BMW i8 Convertible from £124,730

Cheaper and arguably far more impressive for younger buyers, this carbon and aluminium hybrid has track-stopping looks and a fair turn of speed from its 1.5-litre drivetrain. Handling lacks sparkle, but it's safe, fun and amazingly economical.

Chevrolet Corvette ZR1 from £130,000

From Bowling Green, Kentucky, this supercharged super 'vette sports a 755bhp/715lb ft 6.2-litre V8 capable of humongeous performance; 0-60mph in about 3sec. Comfy, easy to drive, good looking; the classic American supercar, though only available in left hand drive.
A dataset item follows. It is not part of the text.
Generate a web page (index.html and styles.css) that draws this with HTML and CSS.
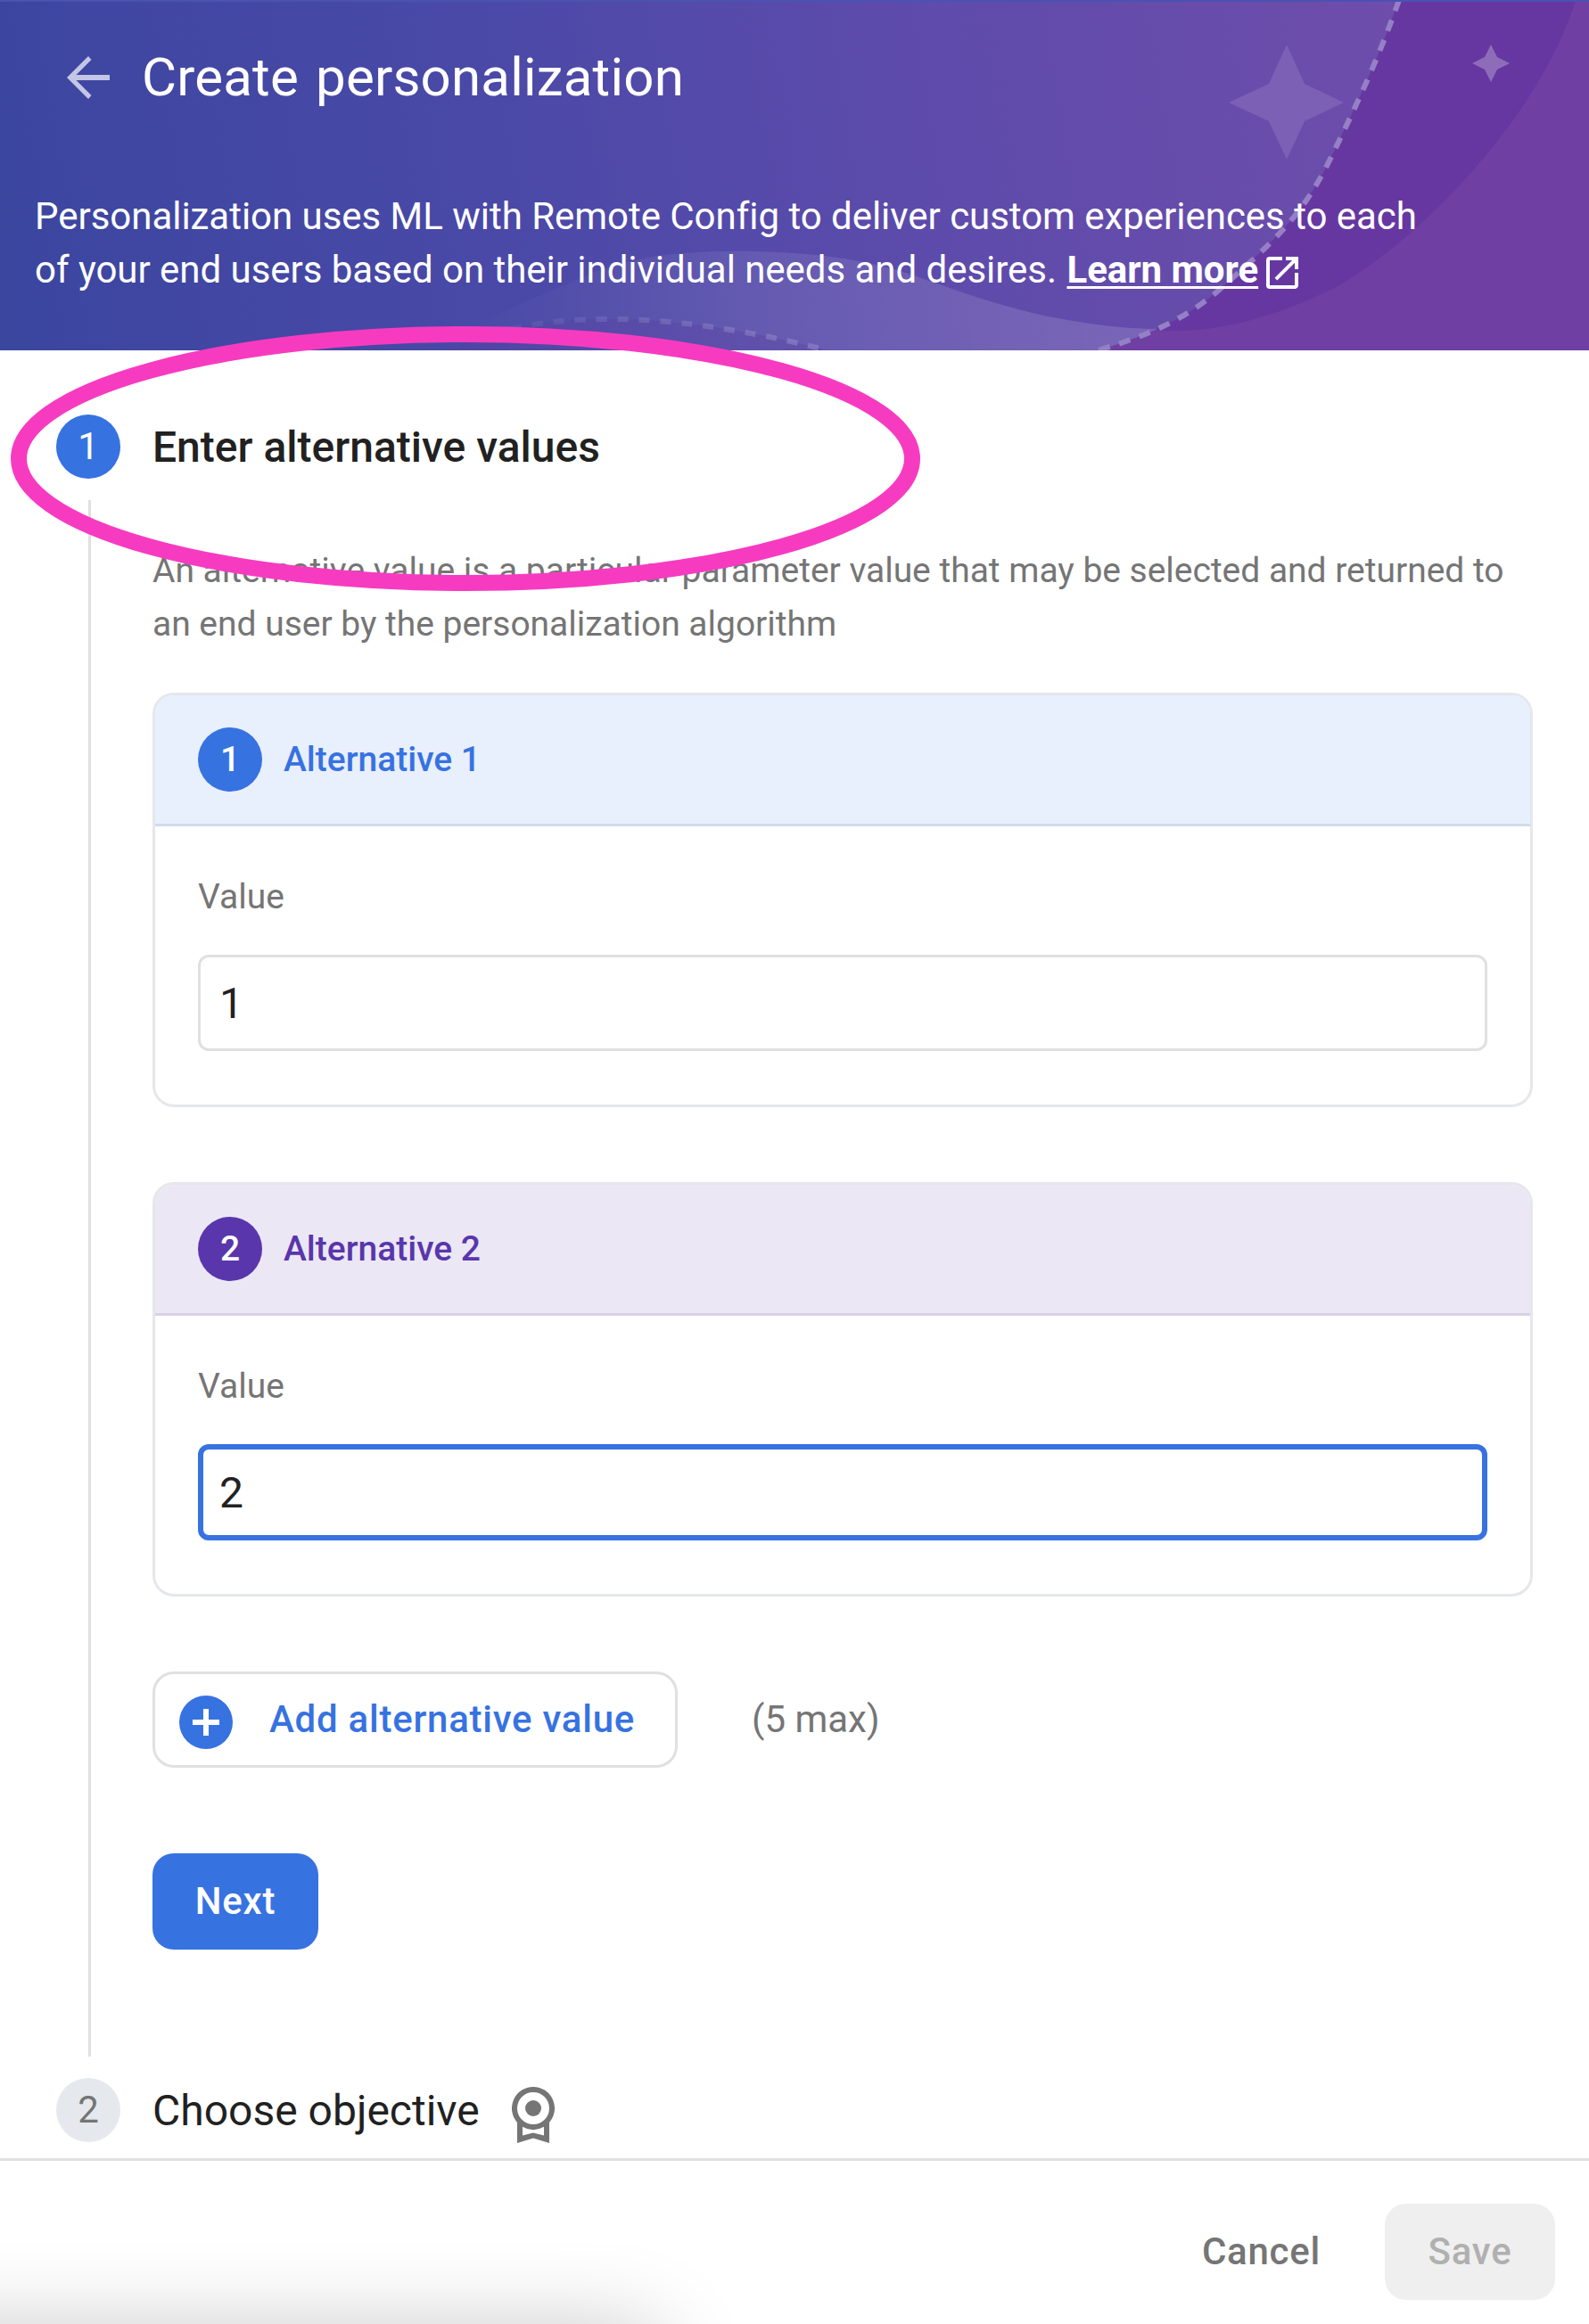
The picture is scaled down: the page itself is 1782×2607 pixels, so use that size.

One supplier is the American Car Centre on 020 7384 3044.

Bentley Speed 6e no prices yet

Adrian Hallmark is back at Bentley with the task of getting it back into the black and making a success of this dazzling all-electric sports tourer which debuted as a concept at Geneva last year. The EXP12 Speed 6e would share underpinnings with Porsche's Mission E.

Porsche 911 Turbo S Cabriofrom £156,381

The smart money choice, but ubiquitous and the fabric roof doesn't do the looks any favours and four wheel drive, which great at getting you to the ski lodge but its weight dulls the handling a little. The 572bhp flat six is almost instantaneous in response, it's super fast and residuals tend to remain high.